The clamor for security can make the case for mobility harder to hear. Indeed, any talk of enhancing choices, multiplying options, and facilitating the movement of lower-income people from one rung on the housing tenure ladder to another can seem ludicrous when so many renters and homeowners are trying desperately to stay right where they are.
But there is nothing funny about families being stuck in housing that doesn’t meet their needs, either because it provides too little or demands too much. There is nothing frivolous about fighting for a system of affordable housing that is diverse enough and flexible enough to allow families whose size, make-up, income, or health may have changed substantially since move-in day to move somewhere else.
We don’t have such a system, of course. We have, instead, a housing tenure ladder that is badly in need of repair:
- At the bottom, there are missing rungs between living on the street and being ready to rent. And when people with a history of being homeless or underhoused do find services and supports that may improve their odds of being successful as a tenant, they cannot find housing they can afford.
- In the middle, there are too few rungs between renting and owning. Renters of modest means are left with little choice but to try their luck at leaping the gap between a form of housing with too few rights and rewards toward a form of housing with too many responsibilities and significant risks. Not only is the chasm too wide for many to cross; those who do often lose their footing. Nearly half of the low-income households who manage to climb into homeownership revert to renting within five years.
- At the top of the housing tenure ladder, there are millions of homeowners who need to get out, but cannot. They would gladly “revert to renting” – or voluntarily accept an alternative form of resale-restricted, owner-occupied housing with fewer responsibilities – but they see no easy way to descend to a lower rung. Elderly homeowners of modest means make up the majority of this population.
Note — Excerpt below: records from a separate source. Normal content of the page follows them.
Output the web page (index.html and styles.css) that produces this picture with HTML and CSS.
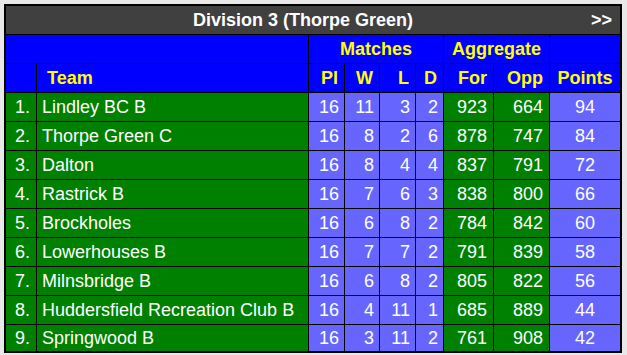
FILE: index.html
```html
<!DOCTYPE html>
<html>
<head>
<meta charset="utf-8">
<title>Division 3 (Thorpe Green)</title>
<link rel="stylesheet" href="styles.css">
</head>
<body>
<div class="standings">
  <div class="title-row"><span class="title">Division 3 (Thorpe Green)</span><span class="next">&gt;&gt;</span></div>

  <div class="hd span-team"></div>
  <div class="hd span-matches center">Matches</div>
  <div class="hd span-agg center">Aggregate</div>
  <div class="hd"></div>

  <div class="hd"></div>
  <div class="hd team-hd">Team</div>
  <div class="hd num">Pl</div>
  <div class="hd num">W</div>
  <div class="hd num">L</div>
  <div class="hd num">D</div>
  <div class="hd num">For</div>
  <div class="hd num">Opp</div>
  <div class="hd center">Points</div>

  <div class="g rank">1.</div><div class="g team">Lindley BC B</div><div class="p num">16</div><div class="p num">11</div><div class="p num">3</div><div class="p num">2</div><div class="g num agg">923</div><div class="g num agg">664</div><div class="p center">94</div>
  <div class="g rank">2.</div><div class="g team">Thorpe Green C</div><div class="p num">16</div><div class="p num">8</div><div class="p num">2</div><div class="p num">6</div><div class="g num agg">878</div><div class="g num agg">747</div><div class="p center">84</div>
  <div class="g rank">3.</div><div class="g team">Dalton</div><div class="p num">16</div><div class="p num">8</div><div class="p num">4</div><div class="p num">4</div><div class="g num agg">837</div><div class="g num agg">791</div><div class="p center">72</div>
  <div class="g rank">4.</div><div class="g team">Rastrick B</div><div class="p num">16</div><div class="p num">7</div><div class="p num">6</div><div class="p num">3</div><div class="g num agg">838</div><div class="g num agg">800</div><div class="p center">66</div>
  <div class="g rank">5.</div><div class="g team">Brockholes</div><div class="p num">16</div><div class="p num">6</div><div class="p num">8</div><div class="p num">2</div><div class="g num agg">784</div><div class="g num agg">842</div><div class="p center">60</div>
  <div class="g rank">6.</div><div class="g team">Lowerhouses B</div><div class="p num">16</div><div class="p num">7</div><div class="p num">7</div><div class="p num">2</div><div class="g num agg">791</div><div class="g num agg">839</div><div class="p center">58</div>
  <div class="g rank">7.</div><div class="g team">Milnsbridge B</div><div class="p num">16</div><div class="p num">6</div><div class="p num">8</div><div class="p num">2</div><div class="g num agg">805</div><div class="g num agg">822</div><div class="p center">56</div>
  <div class="g rank">8.</div><div class="g team">Huddersfield Recreation Club B</div><div class="p num">16</div><div class="p num">4</div><div class="p num">11</div><div class="p num">1</div><div class="g num agg">685</div><div class="g num agg">889</div><div class="p center">44</div>
  <div class="g rank">9.</div><div class="g team">Springwood B</div><div class="p num">16</div><div class="p num">3</div><div class="p num">11</div><div class="p num">2</div><div class="g num agg">761</div><div class="g num agg">908</div><div class="p center">42</div>
</div>
</body>
</html>
```

FILE: styles.css
```css
html, body {
  margin: 0;
  padding: 0;
}
body {
  background: #e8e8e8;
  padding: 4px;
  font-family: "Liberation Sans", Arial, sans-serif;
  font-size: 18px;
}
.standings {
  display: grid;
  width: 618px;
  box-sizing: border-box;
  background: #000;
  padding: 2px;
  gap: 1px;
  grid-template-columns: 30px 271px 35px 34px 35px 27px 49px 55px 70px;
  grid-template-rows: repeat(11, 28px) 26px;
}
.standings > div {
  display: flex;
  align-items: center;
  white-space: nowrap;
  overflow: hidden;
}
.title-row {
  grid-column: 1 / -1;
  background: #404040;
  color: #fff;
  font-weight: bold;
  padding-right: 8px;
}
.title {
  flex: 1;
  text-align: center;
  padding-left: 9px;
}
.next {
  width: 21px;
}
.hd {
  background: #0000ff;
  color: #ffff00;
  font-weight: bold;
}
.span-team { grid-column: 1 / 3; }
.span-matches { grid-column: 3 / 7; }
.span-agg { grid-column: 7 / 9; }
.team-hd {
  padding-left: 10px;
}
.g {
  background: #008000;
  color: #fff;
}
.p {
  background: #6666ff;
  color: #fff;
}
.rank {
  justify-content: flex-end;
  padding-right: 6px;
}
.team {
  padding-left: 5px;
}
.num {
  justify-content: flex-end;
  padding-right: 5px;
}
.hd.num {
  padding-right: 6px;
}
.agg {
  padding-right: 6px;
}
.center {
  justify-content: center;
}
```
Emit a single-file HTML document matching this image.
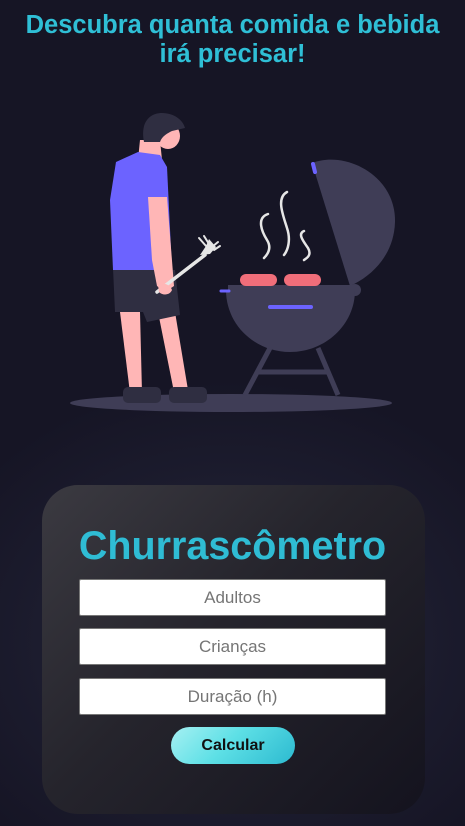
<!DOCTYPE html>
<html><head><meta charset="utf-8"><style>
html,body{margin:0;padding:0;}
body{width:465px;height:826px;overflow:hidden;background:radial-gradient(ellipse 320px 260px at 232px 640px,#262840 0%,#1c1c2e 60%,#161525 100%);font-family:"Liberation Sans",Arial,sans-serif;position:relative;}
h1{position:absolute;top:11px;left:0;width:465px;margin:0;text-align:center;color:#2fbfd6;font-size:25.5px;line-height:29px;font-weight:bold;}
svg{position:absolute;left:0;top:0;}
.card{position:absolute;left:42px;top:485px;width:383px;height:329px;border-radius:36px;background:linear-gradient(135deg,#3b3a41 0%,#25242c 45%,#14131e 100%);}
.t2{position:absolute;left:0;top:524px;width:465px;text-align:center;color:#2fbcd4;font-size:39.5px;font-weight:bold;line-height:44px;margin:0;}
.inp{position:absolute;left:79px;width:305px;height:35px;background:#fff;border:1px solid #777;border-radius:2px;text-align:center;color:#757575;font-size:17px;line-height:35px;}
.btn{position:absolute;left:171px;top:727px;width:124px;height:37px;border-radius:19px;background:linear-gradient(135deg,#a6f0f2 0%,#5ee0e6 45%,#2cbad0 100%);text-align:center;font-weight:bold;font-size:16px;line-height:37px;color:#111;}
</style></head><body>
<h1>Descubra quanta comida e bebida<br>irá precisar!</h1>
<svg width="465" height="430" viewBox="0 0 465 430">
<ellipse cx="231" cy="403" rx="161" ry="9" fill="#3f3d56"/>
<g stroke="#3f3d56" stroke-width="5" fill="none">
<line x1="270" y1="348" x2="245" y2="395"/>
<line x1="318" y1="348" x2="338" y2="395"/>
<line x1="258" y1="372" x2="328" y2="372"/>
</g>
<path d="M312,163 C345,150 396,175 395,222 C394,255 372,276 350,286 Z" fill="#3f3d56"/>
<line x1="313" y1="164" x2="315" y2="172" stroke="#6c63ff" stroke-width="4" stroke-linecap="round"/>
<circle cx="355" cy="290" r="6" fill="#3f3d56"/>
<path d="M226,290 L355,290 C355,325 325,352 290,352 C255,352 226,325 226,290 Z" fill="#3f3d56"/>
<rect x="228" y="285" width="124" height="6" fill="#3f3d56"/>
<line x1="221" y1="291" x2="229" y2="291" stroke="#6c63ff" stroke-width="3" stroke-linecap="round"/>
<line x1="270" y1="307" x2="311" y2="307" stroke="#6c63ff" stroke-width="4" stroke-linecap="round"/>
<rect x="240" y="274" width="37" height="12" rx="6" fill="#f06e7a"/>
<rect x="284" y="274" width="37" height="12" rx="6" fill="#f06e7a"/>
<g stroke="#e6e6e6" stroke-width="2.5" fill="none" stroke-linecap="round">
<path d="M268,214 C256,218 262,232 267,240 C272,248 268,254 264,258"/>
<path d="M287,192 C276,198 283,215 287,228 C291,240 288,250 284,255"/>
<path d="M304,231 C297,234 304,242 308,248 C312,255 307,258 304,260"/>
</g>
<path d="M120,312 L140,312 L142,393 L130,393 Z" fill="#ffb6b6"/>
<path d="M158,312 L175,312 L188,390 L174,392 Z" fill="#ffb6b6"/>
<rect x="123" y="387" width="38" height="16" rx="5" fill="#2f2e41"/>
<rect x="169" y="387" width="38" height="16" rx="5" fill="#2f2e41"/>
<path d="M113,268 L175,270 L180,315 L147,322 L143,312 L115,312 Z" fill="#2f2e41"/>
<path d="M140,140 L160,140 L162,160 L138,160 Z" fill="#ffb6b6"/>
<ellipse cx="168" cy="136" rx="12" ry="13" fill="#ffb6b6"/>
<path d="M144,142 C140,122 150,113 162,113 C174,113 183,120 185,128 L172,131 C168,133 162,136 160,142 Z" fill="#2f2e41"/>
<path d="M110,200 L116,162 L138,152 L160,155 L167,167 L172,270 L113,270 Z" fill="#6c63ff"/>
<path d="M148,197 L167,197 L174,286 L165,292 L157,286 L152,260 Z" fill="#ffb6b6"/>
<line x1="157" y1="292" x2="205" y2="255" stroke="#e6e6e6" stroke-width="3.5" stroke-linecap="round"/>
<path d="M200,255 L206,246 L209,239 L216,247 L210,254 Z" fill="#e6e6e6"/>
<g stroke="#e6e6e6" stroke-width="2" stroke-linecap="round">
<line x1="206" y1="246" x2="199" y2="238"/><line x1="209" y1="244" x2="204" y2="236"/><line x1="212" y1="247" x2="218" y2="242"/><line x1="214" y1="250" x2="220" y2="246"/>
</g>
<path d="M158,285 C162,282 170,284 172,290 C170,295 163,296 159,292 Z" fill="#ffb6b6"/>
</svg>
<div class="card"></div>
<div class="t2">Churrascômetro</div>
<div class="inp" style="top:579px">Adultos</div>
<div class="inp" style="top:628px">Crianças</div>
<div class="inp" style="top:678px">Duração (h)</div>
<div class="btn">Calcular</div>
</body></html>
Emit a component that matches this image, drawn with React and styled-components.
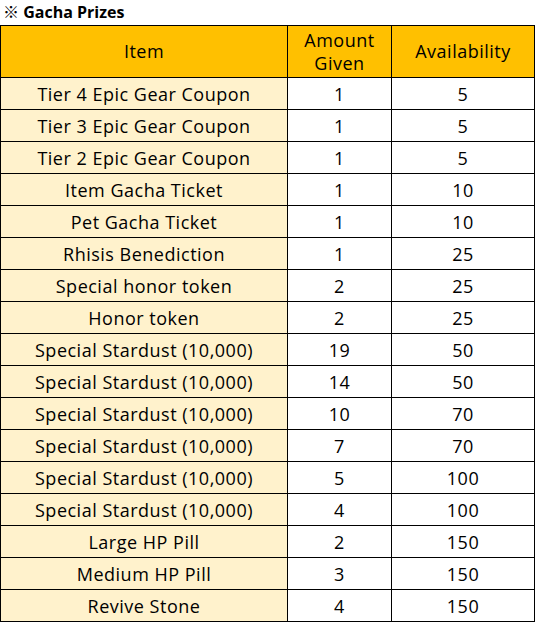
import styled, { createGlobalStyle } from "styled-components";

const GlobalStyle = createGlobalStyle`
  body {
    margin: 0;
    background: #fff;
    font-family: "Open Sans", "Noto Sans CJK KR", sans-serif;
    color: #000;
  }
`;

const Page = styled.div`
  width: 535px;
`;

const Title = styled.div`
  height: 25px;
  padding-left: 3px;
  font-size: 16px;
  font-weight: bold;
  line-height: 24px;
`;

const Table = styled.table`
  border-collapse: collapse;
  width: 534px;
  table-layout: fixed;
  font-size: 18px;
  letter-spacing: 0.5px;
`;

const Head = styled.th`
  background: #ffc000;
  border: 1px solid #000;
  font-weight: normal;
  height: 51px;
  padding: 0;
  line-height: 23px;
  text-align: center;
`;

const Cell = styled.td`
  background: ${(props) => (props.$shade ? "#fff2cc" : "#fff")};
  border: 1px solid #000;
  height: 31px;
  padding: 0;
  line-height: 22px;
  text-align: center;
  white-space: nowrap;
`;

const prizes = [
  ["Tier 4 Epic Gear Coupon", 1, 5],
  ["Tier 3 Epic Gear Coupon", 1, 5],
  ["Tier 2 Epic Gear Coupon", 1, 5],
  ["Item Gacha Ticket", 1, 10],
  ["Pet Gacha Ticket", 1, 10],
  ["Rhisis Benediction", 1, 25],
  ["Special honor token", 2, 25],
  ["Honor token", 2, 25],
  ["Special Stardust (10,000)", 19, 50],
  ["Special Stardust (10,000)", 14, 50],
  ["Special Stardust (10,000)", 10, 70],
  ["Special Stardust (10,000)", 7, 70],
  ["Special Stardust (10,000)", 5, 100],
  ["Special Stardust (10,000)", 4, 100],
  ["Large HP Pill", 2, 150],
  ["Medium HP Pill", 3, 150],
  ["Revive Stone", 4, 150],
];

const App = () => {
  return (
    <Page>
      <GlobalStyle />
      <Title>※ Gacha Prizes</Title>
      <Table>
        <colgroup>
          <col style={{ width: 287 }} />
          <col style={{ width: 104 }} />
          <col style={{ width: 143 }} />
        </colgroup>
        <thead>
          <tr>
            <Head>Item</Head>
            <Head>
              Amount
              <br />
              Given
            </Head>
            <Head>Availability</Head>
          </tr>
        </thead>
        <tbody>
          {prizes.map(([name, amount, avail], i) => (
            <tr key={i}>
              <Cell $shade>{name}</Cell>
              <Cell>{amount}</Cell>
              <Cell>{avail}</Cell>
            </tr>
          ))}
        </tbody>
      </Table>
    </Page>
  );
};

export default App;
Many of them are forced to remain in housing they can scarcely afford and barely maintain only because they have no realistic options for moving somewhere else.
The critics of policies and programs favoring homeownership over all other forms of housing are partially right. Homeownership has been “oversold.” But homeownership of a particular kind: market-rate, go-it-alone houses and condominiums in which low-income owners not only get all the sticks in the traditional “bundle of rights”; they are also susceptible to getting the shaft.
The answer to these critics lies not in giving up on mobility, however, nor in relinquishing the worthy goal of helping renters to gain more of the benefits traditionally reserved only for homeowners. It lies in rethinking and rebuilding a housing tenure ladder that has made market rate homeownership its only desirable destination. That would mean multiplying the types and tenures of housing at every level, making it easier to ascend – or descend – in smaller steps. That would mean paying as much attention in our policies and programs to removing barriers to the transition between rungs as we now devote to removing dangers that threaten the precarious hold that lower-income people have on the housing that is theirs.
It may also be time to rethink the ladder as our main metaphor for mobility. I have been more guilty than most in employing this imagery, so it behooves me to say that a ladder may be useful in helping to visualize what is broken about our current system of affordable housing, but it gets in the way of valuing what results when that system is fixed. If mobility is to matter as much as security, then every form of tenure must matter as much as market-rate homeownership, that tenure loudly promoted, heavily subsidized, and widely desired as being “the best.” Our ladder must be turned on its side – or bent into a wheel – to create a continuum of housing options through which people may move voluntarily and expeditiously in either direction, as their circumstances change. Along that continuum, all tenures are good if they are made secure; all transitions are good if they do a better job of meeting the current needs of households who have prudently exchanged one bundle of rights, re-sponsibilities, risks, and rewards for another.
Assigning mobility a place of honor at the table of policy and practice does not mean shouldering security aside. Security is enhanced when people must carry only those burdens they are able to bear. Mobility is enhanced when people can find an abundance of housing that is both affordable and secure at every point on the continuum. These public goods are complementary, not contradictory. They are partners of equal worth. In a turbulent time of housing insecurity and public austerity, security matters a lot. So does mobility.